So you're saying the only available production master would be the vinyl master and so they used that because it was cheaper and more convenient than creating a new production master for CD?
Fair enough, I can see how that could happen.
Not quite.
Briefly:
Traditionally tracks were recorded and edited and mixed to tape(s*) to the artists & producers' satisfaction , by recording & mixing engineer(s).

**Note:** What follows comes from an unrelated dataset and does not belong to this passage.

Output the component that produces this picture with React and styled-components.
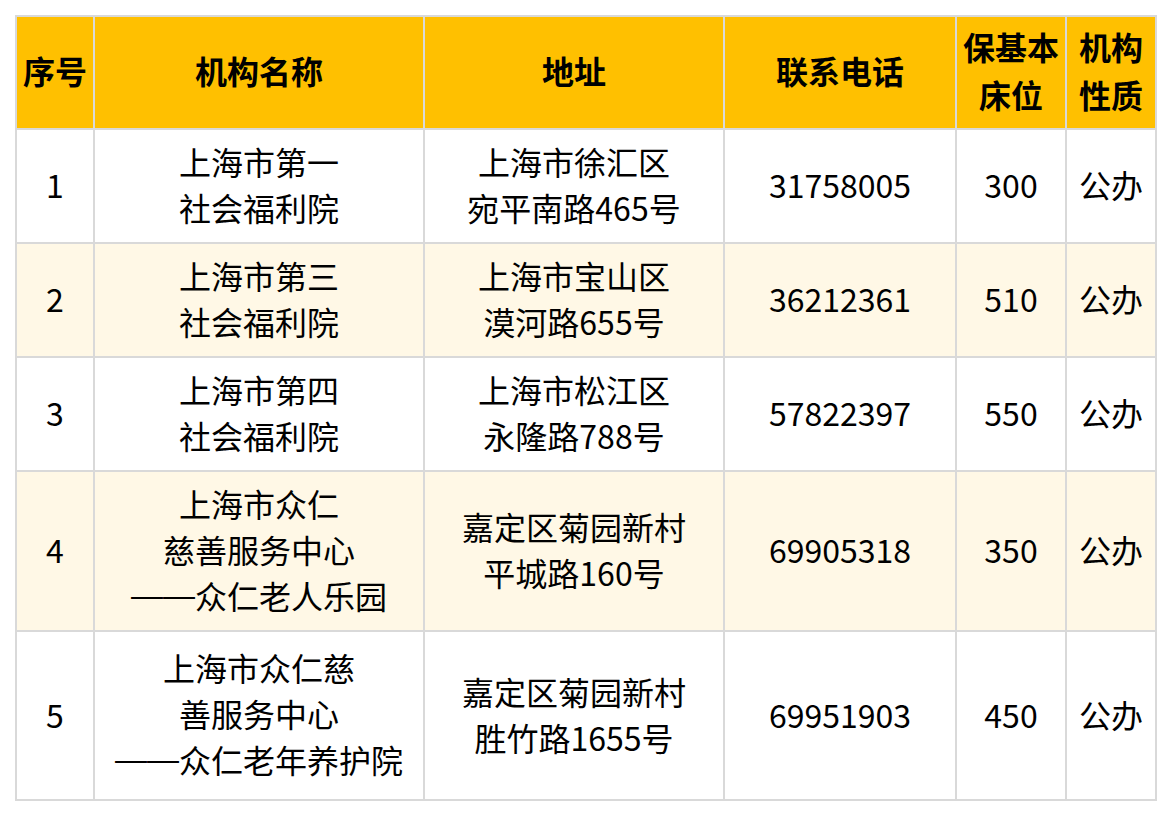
import styled, { createGlobalStyle } from 'styled-components'

const GlobalStyle = createGlobalStyle`
  body {
    margin: 0;
    background: #fff;
    font-family: "Noto Sans CJK SC", "Noto Sans", sans-serif;
  }
`

const columns = [78, 330, 300, 232, 110, 90]

const rows = [
  { no: 1, name: ['上海市第一', '社会福利院'], addr: ['上海市徐汇区', '宛平南路465号'], tel: '31758005', beds: 300, type: '公办', height: 114 },
  { no: 2, name: ['上海市第三', '社会福利院'], addr: ['上海市宝山区', '漠河路655号'], tel: '36212361', beds: 510, type: '公办', height: 114 },
  { no: 3, name: ['上海市第四', '社会福利院'], addr: ['上海市松江区', '永隆路788号'], tel: '57822397', beds: 550, type: '公办', height: 114 },
  { no: 4, name: ['上海市众仁', '慈善服务中心', '——众仁老人乐园'], addr: ['嘉定区菊园新村', '平城路160号'], tel: '69905318', beds: 350, type: '公办', height: 160 },
  { no: 5, name: ['上海市众仁慈', '善服务中心', '——众仁老年养护院'], addr: ['嘉定区菊园新村', '胜竹路1655号'], tel: '69951903', beds: 450, type: '公办', height: 169 }
]

const headers = [['序号'], ['机构名称'], ['地址'], ['联系电话'], ['保基本', '床位'], ['机构', '性质']]

// a leading "——" is drawn full width, as in the source sheet
function Line({ text }) {
  if (text.startsWith('——')) {
    return (
      <>
        <Dash>——</Dash>
        {text.slice(2)}
      </>
    )
  }
  return text
}

function Lines({ items }) {
  return items.map((line, i) => (
    <span key={i}>
      {i > 0 && <br />}
      <Line text={line} />
    </span>
  ))
}

export default function App() {
  return (
    <>
      <GlobalStyle />
      <Page>
        <Table>
          <colgroup>
            {columns.map((w, i) => (
              <col key={i} style={{ width: w }} />
            ))}
          </colgroup>
          <thead>
            <HeadRow>
              {headers.map((h, i) => (
                <HeadCell key={i}>
                  <Lines items={h} />
                </HeadCell>
              ))}
            </HeadRow>
          </thead>
          <tbody>
            {rows.map((r, i) => (
              <BodyRow key={r.no} $striped={i % 2 === 1} style={{ height: r.height }}>
                <Cell>{r.no}</Cell>
                <Cell><Lines items={r.name} /></Cell>
                <Cell><Lines items={r.addr} /></Cell>
                <Cell>{r.tel}</Cell>
                <Cell>{r.beds}</Cell>
                <Cell>{r.type}</Cell>
              </BodyRow>
            ))}
          </tbody>
        </Table>
      </Page>
    </>
  )
}

const Page = styled.div`
  padding: 15px 0 0 15px;
`

const Table = styled.table`
  width: 1142px;
  table-layout: fixed;
  border-collapse: separate;
  border-spacing: 0;
  border-top: 2px solid #d9d9d9;
  border-left: 2px solid #d9d9d9;
  font-size: 32px;
  color: #000;
`

const HeadRow = styled.tr`
  height: 113px;
  background: #ffc000;
`

const BodyRow = styled.tr`
  background: ${(p) => (p.$striped ? '#fff8e6' : '#fff')};
`

const HeadCell = styled.th`
  box-sizing: border-box;
  padding: 0 0 5px;
  border-right: 2px solid #d9d9d9;
  border-bottom: 2px solid #d9d9d9;
  font-weight: 700;
  line-height: 48px;
  text-align: center;
  vertical-align: middle;
`

const Cell = styled.td`
  box-sizing: border-box;
  padding: 0 0 4px;
  border-right: 2px solid #d9d9d9;
  border-bottom: 2px solid #d9d9d9;
  line-height: 46px;
  text-align: center;
  vertical-align: middle;
  white-space: nowrap;
`

const Dash = styled.span`
  font-family: "Liberation Sans", Arial, sans-serif;
  vertical-align: 0.08em;
`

Then that original mixdown master tape was further 'mastered' for LP, because the LP format (and playback technology at home) had certain physical constraints (e.g. end of side had different constraints than start) and because 'mastering' also involved such aesthetic mandates as making the tracks 'hang together' sonically as a group -- by adjusting level, stereo width, tweaking dynamics and more...and such trivia as putting the right-sized spaces between tracks. This was the purview of the 'transfer engineer', who evolved into the 'mastering engineer' (and to an extent, the cutting engineer). The result was a production master.
This practice was carried over to the digital era ....sources were 'mastered' for CD release, involving the creation of a digital master as the 'production master' for the CD*. Atlantic Records, for example, early on employed at least two CD mastering engineers (Barry Diament and Zal Schreiber) who were often not credited, but were responsible for mastering many of the 1st generation CD releases of, e.g., Led Zeppelin, AC/DC, Yes, CSN&Y...
What I (and they) say is that the tape source THEY WERE PROVIDED WITH to create their CD master, was often (not always) an LP production tape, rather than the original (mixdown) master tape(s).
*e.g. plural as in splicing together tapes of finished tracks to create one tape per 'side'
(**it was/is of course possible to simply digitize an analog tape 'as is' (a 'flat transfer') to serve as the CD master. 'Mastering' then entails a more limited set of choices.)